Against things like BG Elves, Abzan Delve, Temur and Bant Midrange, WR Control and the like, GR Devotion win somewhere between 60 and 70 percent of the time. While you're not all that likely to run into these matchups consistently (and even less so at the top tables of major events), all these fringe matchups add up in GR Devotion's favor and, over the course of time, swing the total match win percentage into positive territory.

Notes on Decks Outside the Top 10

  • The worst deck is something called Hardened Scales Control. Why is it the worst, you might ask? Well, in absolute terms it is because it only wins 26.52 percent of its matches, but the real reason it that is plays four copies of Hardened Scales with a total of eight creatures. #DeckBuilding
  • If you want to play Red Aggro, please don't splash blue. Apparently splashing blue for just four copies of Treasure Cruise is enough to drop your match win percentage nearly 30 points. 

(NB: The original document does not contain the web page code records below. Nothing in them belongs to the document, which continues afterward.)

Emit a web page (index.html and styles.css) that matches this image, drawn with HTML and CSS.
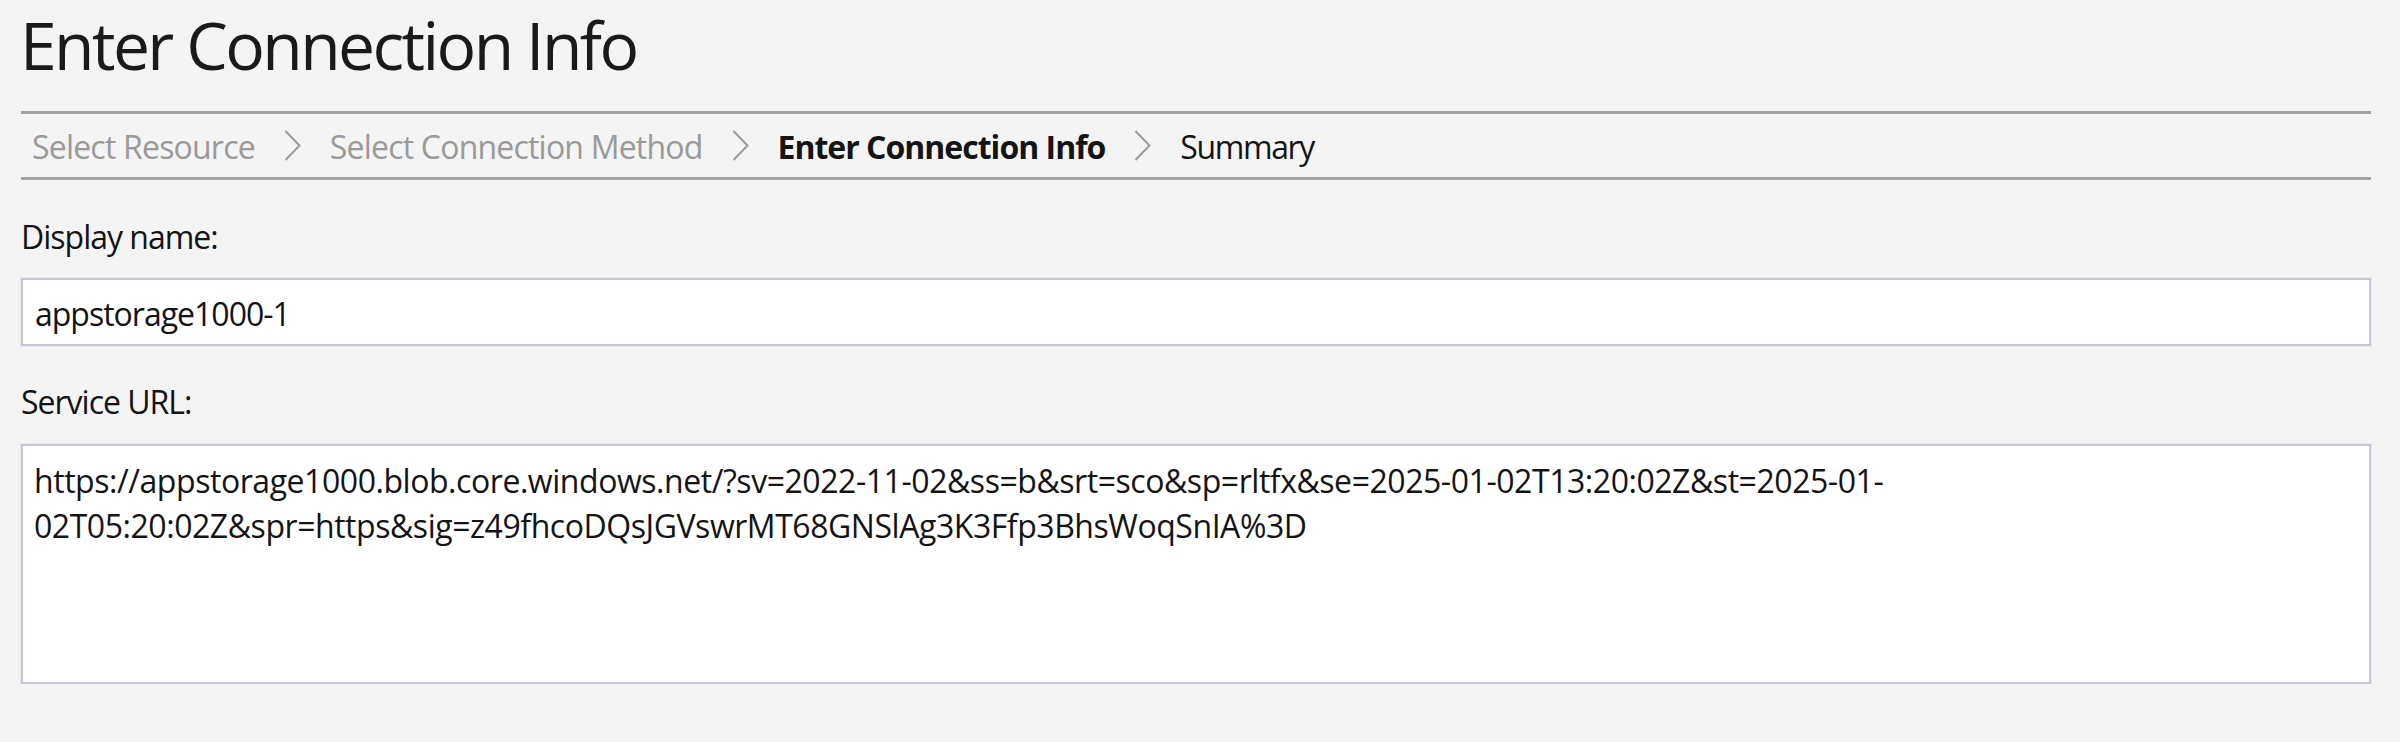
FILE: index.html
```html
<!DOCTYPE html>
<html lang="en">
<head>
<meta charset="utf-8">
<title>Enter Connection Info</title>
<link rel="stylesheet" href="styles.css">
</head>
<body>
<main class="page">
  <h1 class="title">Enter Connection Info</h1>
  <nav class="crumbs">
    <span class="crumb crumb-done">Select Resource</span>
    <svg class="chev" viewBox="0 0 17 31" aria-hidden="true"><polyline points="1.5,1 15.5,15.5 1.5,30"/></svg>
    <span class="crumb crumb-done">Select Connection Method</span>
    <svg class="chev" viewBox="0 0 17 31" aria-hidden="true"><polyline points="1.5,1 15.5,15.5 1.5,30"/></svg>
    <span class="crumb crumb-active">Enter Connection Info</span>
    <svg class="chev" viewBox="0 0 17 31" aria-hidden="true"><polyline points="1.5,1 15.5,15.5 1.5,30"/></svg>
    <span class="crumb crumb-next">Summary</span>
  </nav>
  <form class="form">
    <label class="label label-first" for="name">Display name:</label>
    <input class="field" id="name" type="text" value="appstorage1000-1">
    <label class="label" for="url">Service URL:</label>
    <textarea class="field area" id="url">https://appstorage1000.blob.core.windows.net/?sv=2022-11-02&amp;ss=b&amp;srt=sco&amp;sp=rltfx&amp;se=2025-01-02T13:20:02Z&amp;st=2025-01-02T05:20:02Z&amp;spr=https&amp;sig=z49fhcoDQsJGVswrMT68GNSlAg3K3Ffp3BhsWoqSnIA%3D</textarea>
  </form>
</main>
</body>
</html>
```

FILE: styles.css
```css
html, body {
  margin: 0;
  padding: 0;
  background: #f4f4f4;
}

body {
  font-family: "Open Sans", "Noto Sans", sans-serif;
  color: #141414;
}

.page {
  padding: 0 29px 0 21px;
  display: flex;
  flex-direction: column;
}

.title {
  margin: 4px 0 0 -1px;
  font-size: 66px;
  line-height: 80px;
  font-weight: 400;
  letter-spacing: -2.6px;
  color: #1a1a1a;
}

.crumbs {
  margin-top: 27px;
  border-top: 3px solid #a3a3a3;
  border-bottom: 3px solid #a3a3a3;
  padding: 2px 0 0 11px;
  height: 61px;
  display: flex;
  align-items: center;
  gap: 29px;
}

.crumb {
  font-size: 32px;
  line-height: 61px;
  letter-spacing: -0.8px;
  white-space: nowrap;
  color: #141414;
}

.crumb-done {
  color: #9a9a9a;
}

.crumb-active {
  font-weight: 700;
  letter-spacing: -1px;
  color: #141414;
}

.crumb-next {
  letter-spacing: -1.4px;
}

.chev {
  width: 17px;
  height: 31px;
  flex: none;
  margin-top: -2px;
}

.chev polyline {
  fill: none;
  stroke: #9a9a9a;
  stroke-width: 2;
}

.form {
  display: flex;
  flex-direction: column;
}

.label {
  font-size: 32px;
  line-height: 44px;
  letter-spacing: -1px;
  margin: 34px 0 20px 0;
  color: #141414;
}

.label-first {
  margin-top: 35px;
  margin-bottom: 19px;
}

.field {
  box-sizing: border-box;
  margin: 0;
  width: 100%;
  font-family: "Open Sans", "Noto Sans", sans-serif;
  font-size: 32px;
  line-height: 44px;
  letter-spacing: -1px;
  color: #141414;
  background: #ffffff;
  border: 2px solid #c6c8d8;
  box-shadow: 0 0 0 1px #e8e9ef;
  border-radius: 0;
  outline: none;
  padding: 11px 12px 9px 12px;
  height: 68px;
}

.area {
  height: 240px;
  line-height: 45px;
  letter-spacing: -0.45px;
  padding: 12px 12px 10px 11px;
  resize: none;
  overflow: hidden;
  display: block;
}
```
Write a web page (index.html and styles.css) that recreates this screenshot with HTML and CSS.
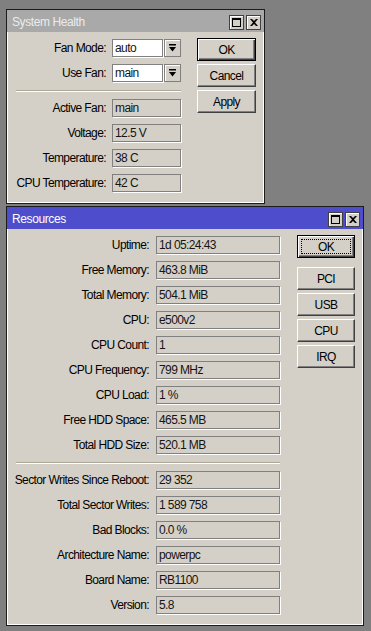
FILE: index.html
```html
<!DOCTYPE html>
<html>
<head>
<meta charset="utf-8">
<link rel="stylesheet" href="styles.css">
</head>
<body>
<div class="desk">
  <div class="win sh">
    <div class="tbar inactive">
      <span class="ttl">System Health</span>
      <div class="tbtns">
        <span class="tb"><svg width="9" height="9" viewBox="0 0 9 9"><rect x="0.5" y="0.5" width="8" height="8" fill="none" stroke="#000"/><rect x="0" y="0" width="9" height="2" fill="#000"/></svg></span>
        <span class="tb"><svg width="8" height="7" viewBox="0 0 8 7"><path d="M0 0h2l2 2 2-2h2L5 3.5 8 7H6L4 5 2 7H0l3-3.5z" fill="#000"/></svg></span>
      </div>
    </div>
    <div class="body">
      <div class="form sh-form">
        <div class="sec">
          <div class="row"><span class="lbl">Fan Mode:</span><div class="combo"><div class="fld edit">auto</div><div class="dd"><svg width="7" height="8" viewBox="0 0 7 8"><rect x="0" y="0" width="7" height="1.5" fill="#000"/><path d="M0 3h7L3.5 7.5z" fill="#000"/></svg></div></div></div>
          <div class="row"><span class="lbl">Use Fan:</span><div class="combo"><div class="fld edit">main</div><div class="dd"><svg width="7" height="8" viewBox="0 0 7 8"><rect x="0" y="0" width="7" height="1.5" fill="#000"/><path d="M0 3h7L3.5 7.5z" fill="#000"/></svg></div></div></div>
        </div>
        <div class="sep"></div>
        <div class="sec">
          <div class="row"><span class="lbl">Active Fan:</span><div class="fld">main</div></div>
          <div class="row"><span class="lbl">Voltage:</span><div class="fld">12.5 V</div></div>
          <div class="row"><span class="lbl">Temperature:</span><div class="fld">38 C</div></div>
          <div class="row"><span class="lbl">CPU Temperature:</span><div class="fld">42 C</div></div>
        </div>
      </div>
      <div class="btns">
        <div class="btn def">OK</div>
        <div class="btn">Cancel</div>
        <div class="btn">Apply</div>
      </div>
    </div>
  </div>

  <div class="win res">
    <div class="tbar active">
      <span class="ttl">Resources</span>
      <div class="tbtns">
        <span class="tb"><svg width="9" height="9" viewBox="0 0 9 9"><rect x="0.5" y="0.5" width="8" height="8" fill="none" stroke="#000"/><rect x="0" y="0" width="9" height="2" fill="#000"/></svg></span>
        <span class="tb"><svg width="8" height="7" viewBox="0 0 8 7"><path d="M0 0h2l2 2 2-2h2L5 3.5 8 7H6L4 5 2 7H0l3-3.5z" fill="#000"/></svg></span>
      </div>
    </div>
    <div class="body">
      <div class="form res-form">
        <div class="sec">
          <div class="row"><span class="lbl">Uptime:</span><div class="fld">1d 05:24:43</div></div>
          <div class="row"><span class="lbl">Free Memory:</span><div class="fld">463.8 MiB</div></div>
          <div class="row"><span class="lbl">Total Memory:</span><div class="fld">504.1 MiB</div></div>
          <div class="row"><span class="lbl">CPU:</span><div class="fld">e500v2</div></div>
          <div class="row"><span class="lbl">CPU Count:</span><div class="fld">1</div></div>
          <div class="row"><span class="lbl">CPU Frequency:</span><div class="fld">799 MHz</div></div>
          <div class="row"><span class="lbl">CPU Load:</span><div class="fld">1 %</div></div>
          <div class="row"><span class="lbl">Free HDD Space:</span><div class="fld">465.5 MB</div></div>
          <div class="row"><span class="lbl">Total HDD Size:</span><div class="fld">520.1 MB</div></div>
        </div>
        <div class="sep"></div>
        <div class="sec">
          <div class="row"><span class="lbl">Sector Writes Since Reboot:</span><div class="fld">29 352</div></div>
          <div class="row"><span class="lbl">Total Sector Writes:</span><div class="fld">1 589 758</div></div>
          <div class="row"><span class="lbl">Bad Blocks:</span><div class="fld">0.0 %</div></div>
          <div class="row"><span class="lbl">Architecture Name:</span><div class="fld">powerpc</div></div>
          <div class="row"><span class="lbl">Board Name:</span><div class="fld">RB1100</div></div>
          <div class="row"><span class="lbl">Version:</span><div class="fld">5.8</div></div>
        </div>
      </div>
      <div class="btns res-btns">
        <div class="btn def focus"><span class="cap">OK</span></div>
        <div class="btn gapped">PCI</div>
        <div class="btn">USB</div>
        <div class="btn">CPU</div>
        <div class="btn">IRQ</div>
      </div>
    </div>
  </div>
</div>
</body>
</html>
```

FILE: styles.css
```css
* { box-sizing: border-box; }

body {
  margin: 0;
  background: #808080;
  font-family: "Liberation Sans", Arial, sans-serif;
  font-size: 12px;
  letter-spacing: -0.6px;
  color: #000;
}

.desk {
  padding: 9px 0 0 6px;
  display: flex;
  flex-direction: column;
  align-items: flex-start;
  gap: 2px;
}

.win {
  border: 1px solid #1c1c1c;
  background: #d4d0c8;
  box-shadow: inset 1px 0 0 #fff, inset -1px -1px 0 #fff;
}

.sh { width: 259px; }
.res { width: 358px; }

.tbar {
  height: 22px;
  display: flex;
  align-items: center;
  justify-content: space-between;
  padding: 0 3px 0 5px;
}

.tbar.inactive { background: #a9a9a9; color: #ececec; }
.tbar.active { background: #4e4ecc; color: #fff; }

.ttl { padding-top: 1px; letter-spacing: -0.4px; }

.tbtns {
  display: flex;
  gap: 2px;
  padding-top: 2px;
}

.tb {
  width: 15px;
  height: 15px;
  border: 1px solid #404040;
  background: #d4d0c8;
  box-shadow: inset 1px 1px 0 #fff;
  display: flex;
  align-items: center;
  justify-content: center;
}

.body {
  display: flex;
  align-items: flex-start;
  padding: 7px 0 11px 0;
}

.form {
  display: flex;
  flex-direction: column;
}

.sec {
  display: flex;
  flex-direction: column;
  gap: 7px;
}

.row {
  display: flex;
  align-items: center;
  height: 18px;
}

.lbl {
  text-align: right;
  flex: none;
  white-space: nowrap;
}

.sh-form .lbl { width: 99px; margin-right: 6px; }
.sh-form .fld, .sh-form .combo { width: 69px; }
.res-form .lbl { width: 142px; margin-right: 7px; }
.res-form .fld { width: 124px; }

.sep {
  height: 2px;
  border-top: 1px solid #aca899;
  border-bottom: 1px solid #fff;
  margin: 8px 0 7px 9px;
}

.fld {
  height: 18px;
  border: 1px solid #808080;
  box-shadow: 1px 1px 0 #fff;
  padding: 0 2px;
  display: flex;
  align-items: center;
  color: #141414;
  white-space: nowrap;
}

.fld.edit {
  background: #fff;
  flex: 1;
}

.combo {
  display: flex;
  gap: 1px;
  height: 18px;
}

.dd {
  width: 17px;
  height: 18px;
  flex: none;
  border: 1px solid #808080;
  box-shadow: inset 1px 1px 0 #fff;
  display: flex;
  align-items: center;
  justify-content: center;
}

.btns {
  display: flex;
  flex-direction: column;
  gap: 3px;
  margin-top: -1px;
}

.sh .btns { margin-left: 16px; }
.res .btns { margin-left: 17px; }

.btn {
  width: 59px;
  height: 23px;
  border: 1px solid;
  border-color: #fff #404040 #404040 #fff;
  box-shadow: inset -1px -1px 0 #808080;
  display: flex;
  align-items: center;
  justify-content: center;
}

.res-btns .btn { width: 58px; }

.btn.def {
  border: 1px solid #000;
  box-shadow: inset 1px 1px 0 #fff, inset -1px -1px 0 #404040, inset -2px -2px 0 #808080;
}

.btn.focus { padding: 3px; }

.btn.focus .cap {
  flex: 1;
  align-self: stretch;
  display: flex;
  align-items: center;
  justify-content: center;
  border: 1px dotted #000;
}

.btn.gapped { margin-top: 6px; }
```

  • Don't play decks with "Control" (except Abzan) or "Demonic Pact" in their name. Over the course of nearly 10,000 matchs, the nine decks in our field with "Control" or "Pact" in their name only managed to win 45 percent of the time.
  • The best darkhorse decks? Both Naya and BR Dragons come in the top six for overall match win percentage (55.24 and 54.43 respectably), although they only make up a small percentage of the field. Also, an honorable mention to Goblins, which posted the 10th best win percentage (53.35) while being the 15th most played deck in our sample. 
  • GW Collected Company was the darling of our last format analysis, posting the best overall match win percentage while only making up 2.26 percent of the field. This time around it is the deck's descendant, GW Megamorph, that picks up the mantle, posting the second best win percentage (behind Abzan Aggro) at 57.31 percent while making up just 2.42 percent of our sample.